On 24 January 2005 the Commission received an application to mobilise the EU Solidarity Fund relating to a wind storm that struck Slovakia on 19/20 November 2004. The Commission has thoroughly examined the application and determined that it meets the “major disaster” criterion for using the Fund.

The storm killed two people, and hit around 28% of the total area in the affected regions (Banská, Bystrica, Košice, Prešov, Žilina) with a population of almost three million inhabitants. It damaged infrastructure and severely affected forests. From satellite imagery and aerial photography, the Commission services estimated that the storm had damaged an area of slightly more than 20 000 ha, with the brunt of the destruction borne by forests within the Tatra national park.

Damage to forests is estimated at a maximum €195 million- This amount is above the threshold of 0.6% of Slovakia’s Gross National Income/GNI (€172 million), so the event qualifies as a major natural disaster according to the law. Total cost of emergency operations has been estimated at almost €28 million.

Structural funding is separately to be re-allocated for the rehabilitation of tourist facilities and the development of the affected areas. Measures are also foreseen here for the procurement and utilisation of equipment for biomass processing (e.g. for use in energy generation).


To qualify for Solidarity Fund aid, countries hit by a major disaster must provide an estimate of the damage and meet specific criteria, ensuring that EU funds are used to meet the most urgent needs. A "major disaster" is an event causing damage estimated at over € 3 billion or more than 0.6% of the GNI of the state concerned.

The total annual budget still available for the Solidarity Fund is €1 billion. None has been used so far in 2005.

To cover the commitments of the proposed €5.67 million from the Solidarity Fund, payments will be made available by a transfer from other areas of the budget, which the Commission will propose to the budgetary authority.

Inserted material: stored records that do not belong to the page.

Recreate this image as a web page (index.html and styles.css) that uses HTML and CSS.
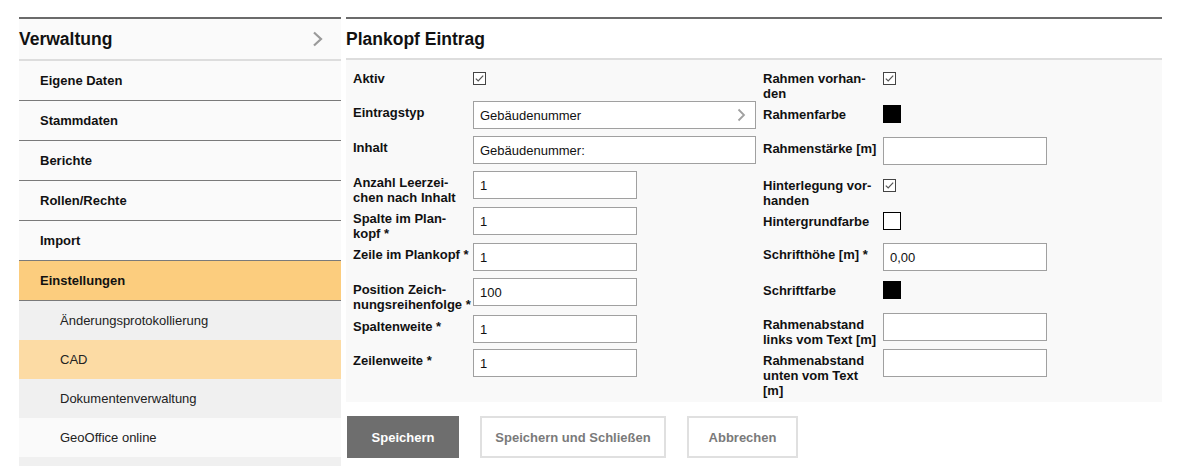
FILE: index.html
```html
<!DOCTYPE html>
<html lang="de">
<head>
    <meta charset="UTF-8">
    <title>Plankopf Eintrag</title>
    <link rel="stylesheet" href="styles.css">
</head>
<body>
<div class="page">
    <div class="sidebar">
        <div class="side-head">
            <span>Verwaltung</span>
            <svg class="chev" width="12" height="16" viewBox="0 0 12 16"><path d="M2 1.5 L9 8 L2 14.5" fill="none" stroke="#9a9a9a" stroke-width="2.2"/></svg>
        </div>
        <a class="item" href="#">Eigene Daten</a>
        <a class="item" href="#">Stammdaten</a>
        <a class="item" href="#">Berichte</a>
        <a class="item" href="#">Rollen/Rechte</a>
        <a class="item" href="#">Import</a>
        <a class="item active" href="#">Einstellungen</a>
        <a class="sub" href="#">Änderungsprotokollierung</a>
        <a class="sub current" href="#">CAD</a>
        <a class="sub" href="#">Dokumentenverwaltung</a>
        <a class="sub light" href="#">GeoOffice online</a>
        <a class="sub" href="#"></a>
    </div>
    <div class="main">
        <h2 class="title">Plankopf Eintrag</h2>
        <div class="form">
            <div class="col col-left">
                <div class="row check">
                    <label>Aktiv</label>
                    <span class="cb"><svg width="13" height="13" viewBox="0 0 13 13"><rect x="0.5" y="0.5" width="12" height="12" fill="#fff" stroke="#444"/><path d="M2.8 6.6 L5.2 9 L10.2 3.6" fill="none" stroke="#555" stroke-width="1.2"/></svg></span>
                </div>
                <div class="row">
                    <label>Eintragstyp</label>
                    <div class="select">
                        <span>Gebäudenummer</span>
                        <svg width="9" height="14" viewBox="0 0 9 14"><path d="M1.5 1.5 L7 7 L1.5 12.5" fill="none" stroke="#a0a0a0" stroke-width="1.8"/></svg>
                    </div>
                </div>
                <div class="row">
                    <label>Inhalt</label>
                    <input class="long" type="text" value="Gebäudenummer:">
                </div>
                <div class="row">
                    <label>Anzahl Leerzei-<br>chen nach Inhalt</label>
                    <input type="text" value="1">
                </div>
                <div class="row">
                    <label>Spalte im Plan-<br>kopf *</label>
                    <input type="text" value="1">
                </div>
                <div class="row">
                    <label>Zeile im Plankopf *</label>
                    <input type="text" value="1">
                </div>
                <div class="row">
                    <label>Position Zeich-<br>nungsreihenfolge *</label>
                    <input type="text" value="100">
                </div>
                <div class="row">
                    <label>Spaltenweite *</label>
                    <input type="text" value="1">
                </div>
                <div class="row">
                    <label>Zeilenweite *</label>
                    <input type="text" value="1">
                </div>
            </div>
            <div class="col col-right">
                <div class="row check">
                    <label>Rahmen vorhan-<br>den</label>
                    <span class="cb"><svg width="13" height="13" viewBox="0 0 13 13"><rect x="0.5" y="0.5" width="12" height="12" fill="#fff" stroke="#444"/><path d="M2.8 6.6 L5.2 9 L10.2 3.6" fill="none" stroke="#555" stroke-width="1.2"/></svg></span>
                </div>
                <div class="row swatch-row">
                    <label>Rahmenfarbe</label>
                    <span class="swatch"></span>
                </div>
                <div class="row">
                    <label>Rahmenstärke [m]</label>
                    <input type="text" value="">
                </div>
                <div class="row check">
                    <label>Hinterlegung vor-<br>handen</label>
                    <span class="cb"><svg width="13" height="13" viewBox="0 0 13 13"><rect x="0.5" y="0.5" width="12" height="12" fill="#fff" stroke="#444"/><path d="M2.8 6.6 L5.2 9 L10.2 3.6" fill="none" stroke="#555" stroke-width="1.2"/></svg></span>
                </div>
                <div class="row swatch-row">
                    <label>Hintergrundfarbe</label>
                    <span class="swatch white"></span>
                </div>
                <div class="row">
                    <label>Schrifthöhe [m] *</label>
                    <input type="text" value="0,00">
                </div>
                <div class="row swatch-row">
                    <label>Schriftfarbe</label>
                    <span class="swatch"></span>
                </div>
                <div class="row">
                    <label>Rahmenabstand<br>links vom Text [m]</label>
                    <input type="text" value="">
                </div>
                <div class="row">
                    <label>Rahmenabstand<br>unten vom Text<br>[m]</label>
                    <input type="text" value="">
                </div>
            </div>
        </div>
        <div class="buttons">
            <button class="btn primary">Speichern</button>
            <button class="btn">Speichern und Schließen</button>
            <button class="btn">Abbrechen</button>
        </div>
    </div>
</div>
</body>
</html>
```

FILE: styles.css
```css
* { box-sizing: border-box; }
html, body {
    overflow: hidden;
}
body {
    margin: 0;
    font-family: "Liberation Sans", Arial, sans-serif;
    font-size: 13px;
    color: #111;
    background: #fff;
}
.page {
    display: flex;
    gap: 5px;
    height: 466px;
    overflow: hidden;
    padding: 17px 0 0 19px;
}
.sidebar {
    width: 322px;
    border-top: 2px solid #6b6b6b;
    background-color: #fafafa;
}
.side-head {
    display: flex;
    align-items: center;
    justify-content: space-between;
    height: 42px;
    padding-right: 17px;
    border-bottom: 2px solid #dddddd;
    font-size: 17.5px;
    font-weight: bold;
}
.side-head .chev {
    margin-top: -1px;
}
.item, .sub {
    display: flex;
    align-items: center;
    text-decoration: none;
    color: #111;
}
.item {
    height: 40px;
    padding-left: 21px;
    font-weight: bold;
    border-bottom: 1px solid #7a7a7a;
}
.item.active {
    background-color: #fccd7e;
}
.sub {
    height: 39px;
    padding-left: 41px;
    background-color: #f0f0f0;
    color: #222;
}
.sub.current {
    background-color: #fcdba4;
}
.sub.light {
    background-color: #fafafa;
}
.main {
    width: 816px;
    border-top: 2px solid #6b6b6b;
}
.title {
    margin: 0;
    height: 41px;
    line-height: 41px;
    font-size: 17.5px;
    font-weight: bold;
    border-bottom: 2px solid #dddddd;
}
.form {
    display: flex;
    background-color: #f9f9f9;
    padding: 10px 0 1px 7px;
    height: 342px;
}
.col {
    display: grid;
    grid-template-columns: 120px auto;
}
.col-left {
    width: 410px;
    grid-template-rows: 31px 35px 35px 36px 36px 35px 37px 34px auto;
}
.col-right {
    grid-template-rows: 35px 32px 40px 35px 31px 38px 32px 36px auto;
}
.row {
    display: contents;
}
.row label {
    display: block;
    padding-top: 4px;
    font-weight: bold;
    line-height: 15px;
    white-space: nowrap;
}
.row.check label {
    padding-top: 1px;
}
.row.swatch-row label {
    padding-top: 2px;
}
.cb {
    display: block;
    height: 13px;
    margin-top: 2px;
}
.cb svg {
    display: block;
}
input {
    display: block;
    width: 164px;
    height: 28px;
    margin: 0;
    padding: 0 6px;
    border: 1px solid #a0a0a0;
    background: #fff;
    font-family: "Liberation Sans", Arial, sans-serif;
    font-size: 13px;
    color: #111;
}
input.long {
    width: 283px;
}
.select {
    display: flex;
    align-items: center;
    justify-content: space-between;
    width: 283px;
    height: 28px;
    padding: 0 9px 0 6px;
    border: 1px solid #a0a0a0;
    background: #fff;
}
.swatch {
    display: block;
    width: 18px;
    height: 18px;
    background-color: #000;
}
.swatch.white {
    background-color: #fff;
    border: 1px solid #000;
}
.buttons {
    display: flex;
    gap: 21px;
    padding: 14px 0 0 1px;
}
.btn {
    height: 42px;
    padding: 0;
    border: 2px solid #e0e0e0;
    background: #fff;
    color: #7a7a7a;
    font-family: "Liberation Sans", Arial, sans-serif;
    font-size: 13px;
    font-weight: bold;
    width: 111px;
}
.btn:nth-child(2) {
    width: 186px;
}
.btn.primary {
    width: 112px;
    border: none;
    background-color: #6e6e6e;
    color: #fff;
}
```
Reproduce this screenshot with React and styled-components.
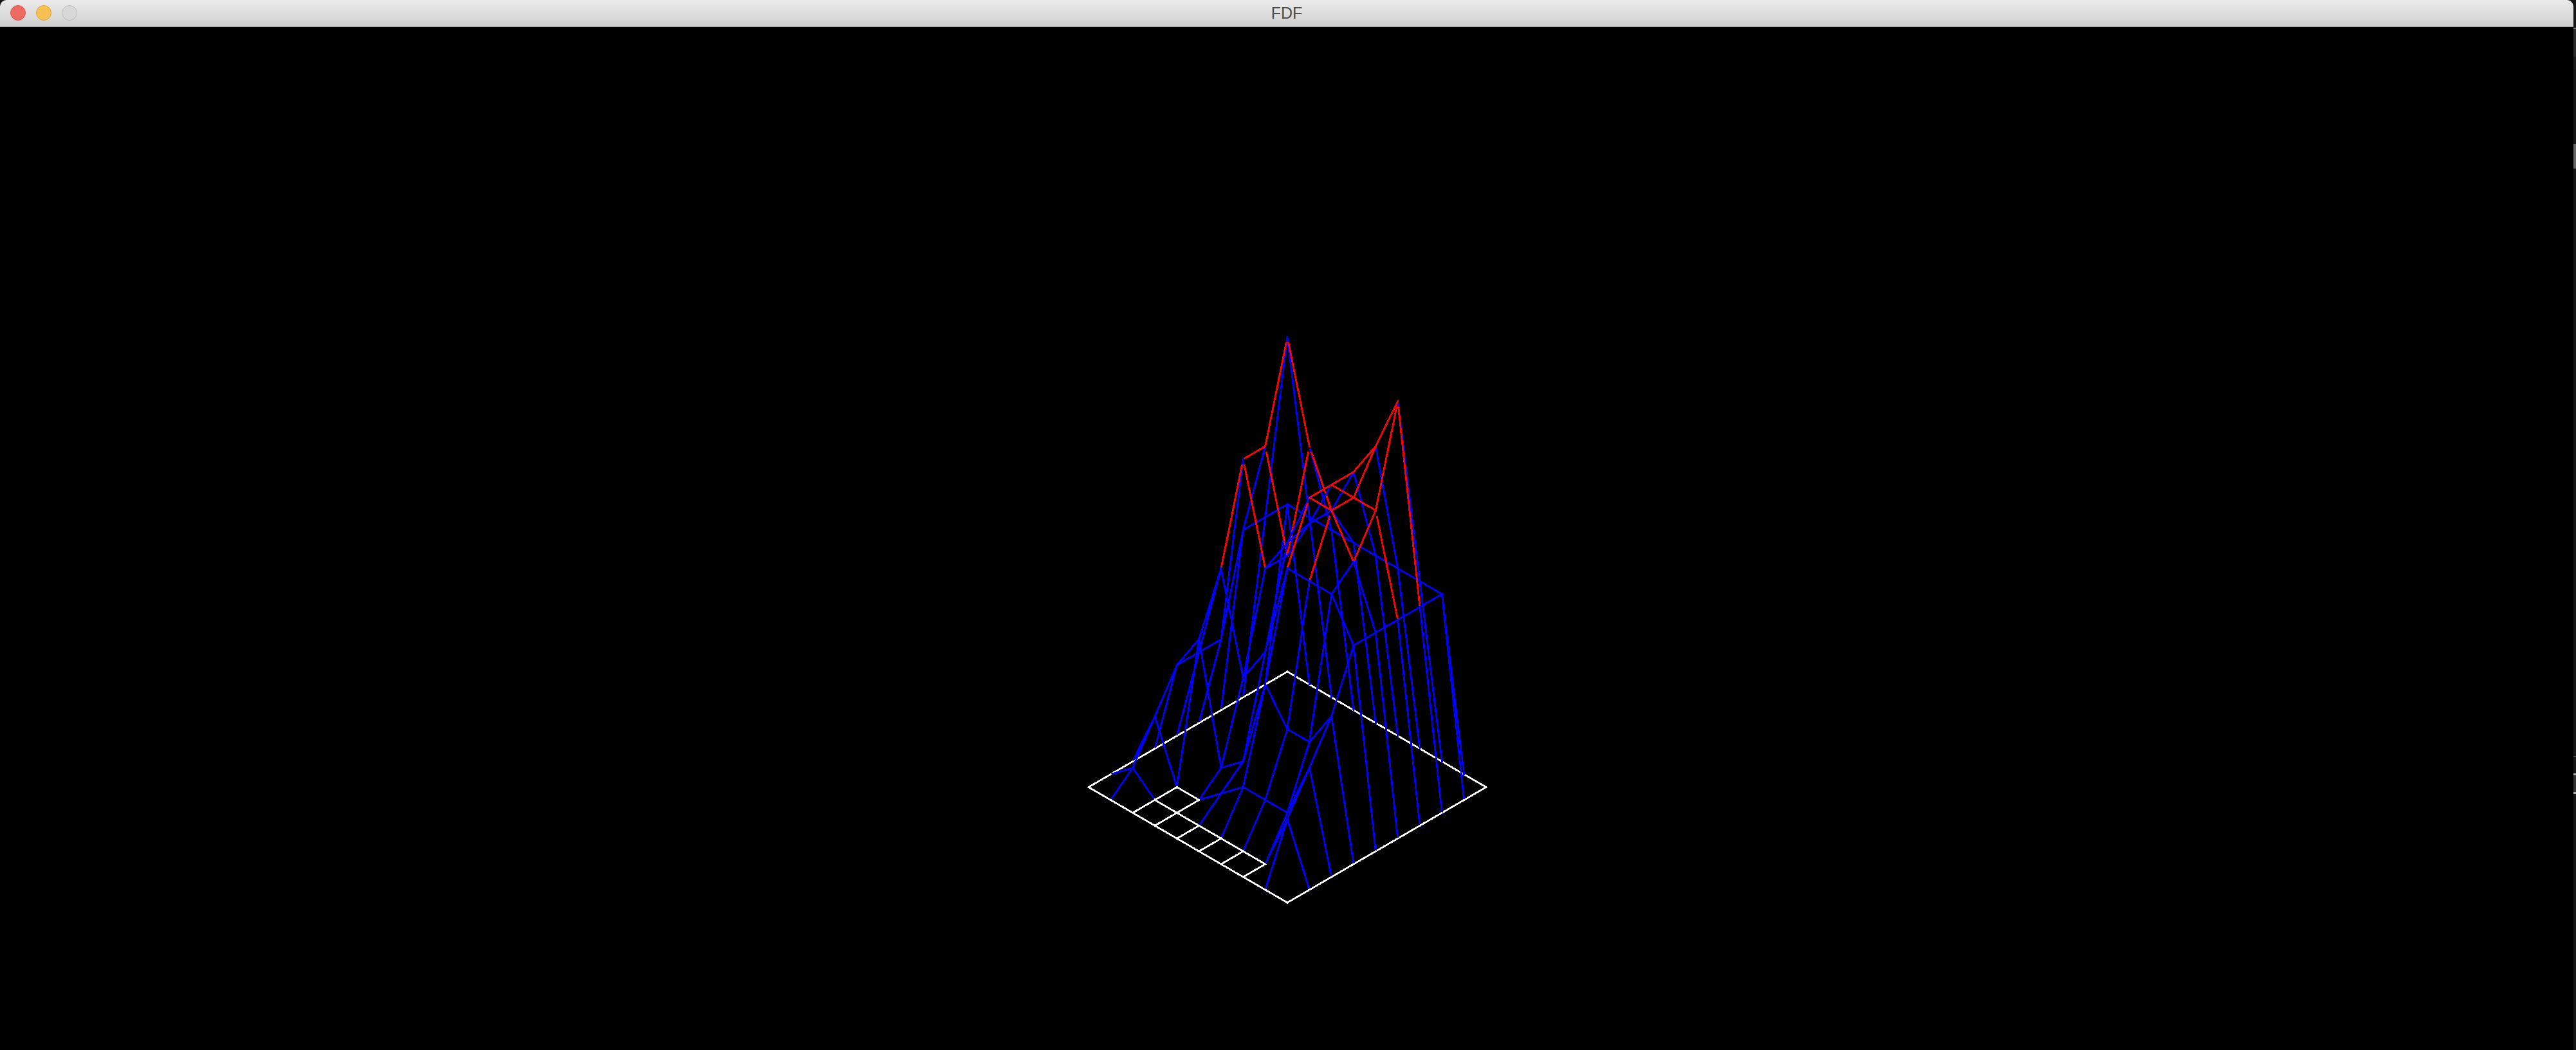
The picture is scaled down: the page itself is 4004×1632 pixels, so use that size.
import React from 'react';
import styled, { createGlobalStyle } from 'styled-components';

const GlobalStyle = createGlobalStyle`
    html, body {
        margin: 0;
        padding: 0;
        background: #161616;
    }
`;

const Page = styled.div`
    width: 4004px;
    height: 1632px;
    display: flex;
    overflow: hidden;
`;

const Window = styled.div`
    width: 4000px;
    display: flex;
    flex-direction: column;
    border-radius: 10px 10px 0 0;
    overflow: hidden;
    background: #000;
`;

const TitleBar = styled.div`
    height: 41px;
    flex-shrink: 0;
    position: relative;
    display: flex;
    align-items: center;
    justify-content: center;
    background: linear-gradient(#ebebeb, #d0d0d0);
    border-bottom: 1px solid #a8a8a8;
`;

const Lights = styled.div`
    position: absolute;
    left: 16px;
    top: 8px;
    display: flex;
    gap: 16px;
`;

const Light = styled.div`
    width: 24px;
    height: 24px;
    box-sizing: border-box;
    border-radius: 50%;
    background: ${(p) => p.$color};
    border: 1px solid ${(p) => p.$edge};
`;

const Title = styled.span`
    font-family: 'Liberation Sans', Arial, sans-serif;
    font-size: 25px;
    color: #4c4c4c;
`;

const Canvas = styled.svg`
    display: block;
    flex: 1;
    width: 4000px;
`;

const Strip = styled.div`
    width: 4px;
    display: flex;
    flex-direction: column;
    padding-top: 43px;
`;

const Tick = styled.div`
    height: ${(p) => p.$h}px;
    margin-top: ${(p) => p.$top || 0}px;
    background: ${(p) => p.$color};
`;

// z values of the map, one line per row, in px above the plane
const MAP = [
    [0, 0, 0, 0, 0, 0, 0, 0, 0, 0],
    [0, 300, 300, 300, 300, 300, 300, 300, 300, 0],
    [0, 300, 600, 450, 370, 450, 510, 600, 300, 0],
    [0, 300, 450, 300, 370, 450, 450, 450, 300, 0],
    [0, 150, 450, 300, 360, 450, 450, 390, 300, 0],
    [0, 150, 300, 150, 210, 360, 360, 360, 300, 0],
    [0, 150, 210, 30, 60, 200, 150, 150, 210, 0],
    [0, 90, 0, 0, 30, 60, 60, 60, 150, 0],
    [0, 30, 0, 0, 0, 0, 0, 0, 90, 0],
    [0, 0, 0, 0, 0, 0, 0, 0, 0, 0],
];

const ORIGIN_X = 2001;
const ORIGIN_Y = 1002;
const STEP_X = 34.33;
const STEP_Y = 19.94;
const RED_FROM = 400;
const RED_TRIM = 10;

const project = (x, y) => [
    ORIGIN_X + (x - y) * STEP_X,
    ORIGIN_Y + (x + y) * STEP_Y - MAP[y][x],
];

const lineColor = (from, to) => {
    if (from === 0 && to === 0) return '#ffffff';
    return from >= RED_FROM ? '#ff0000' : '#0000ff';
};

function buildSegments() {
    const segments = [];
    MAP.forEach((row, y) => {
        row.forEach((z, x) => {
            if (x < 9) segments.push({ a: [x, y], b: [x + 1, y], color: lineColor(z, MAP[y][x + 1]) });
            if (y < 9) segments.push({ a: [x, y], b: [x, y + 1], color: lineColor(z, MAP[y + 1][x]) });
        });
    });
    return segments;
}

// red lines leave a steep node a little below it, the blue tip stays visible
function trimStart([x1, y1], [x2, y2]) {
    const len = Math.hypot(x2 - x1, y2 - y1);
    if (len < 100) return [x1, y1];
    return [x1 + ((x2 - x1) / len) * RED_TRIM, y1 + ((y2 - y1) / len) * RED_TRIM];
}

function Wireframe() {
    return (
        <Canvas viewBox="0 0 4000 1590" strokeWidth="2.8" strokeLinecap="square" shapeRendering="crispEdges">
            {buildSegments().map(({ a, b, color }) => {
                const end = project(b[0], b[1]);
                let start = project(a[0], a[1]);
                if (color === '#ff0000') start = trimStart(start, end);
                return <line key={`${a}-${b}`} x1={start[0]} y1={start[1]} x2={end[0]} y2={end[1]} stroke={color} />;
            })}
        </Canvas>
    );
}

export default function App() {
    return (
        <Page>
            <GlobalStyle />
            <Window>
                <TitleBar>
                    <Lights>
                        <Light $color="#ee6b62" $edge="#d9574e" />
                        <Light $color="#f6c152" $edge="#dfa53d" />
                        <Light $color="#d8d8d8" $edge="#bcbcbc" />
                    </Lights>
                    <Title>FDF</Title>
                </TitleBar>
                <Wireframe />
            </Window>
            <Strip>
                <Tick $h={2} $color="#777" />
                <Tick $h={43} $color="#2b2b2b" />
                <Tick $h={20} $color="#1c1c1c" />
                <Tick $h={38} $top={116} $color="#666" />
                <Tick $h={2} $top={913} $color="#484848" />
                <Tick $h={3} $top={25} $color="#aaa" />
                <Tick $h={26} $color="#333" />
                <Tick $h={3} $color="#aaa" />
            </Strip>
        </Page>
    );
}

Financial assistance from the Structural Fund is to be reallocated within the Sectoral Operational Programme (SOP) Industry and Services.
The Commission adopted on 6 April a proposal for the new and improved EU Solidarity Fund, with an enlarged scope, including major crises resulting from natural disasters - as before - but also industrial/technological disasters, public health emergencies and acts of terrorism. In Commission’s proposal, the threshold for
eligibility is lowered, thus increasing the possibility for regions to qualify for the assistance from the Fund.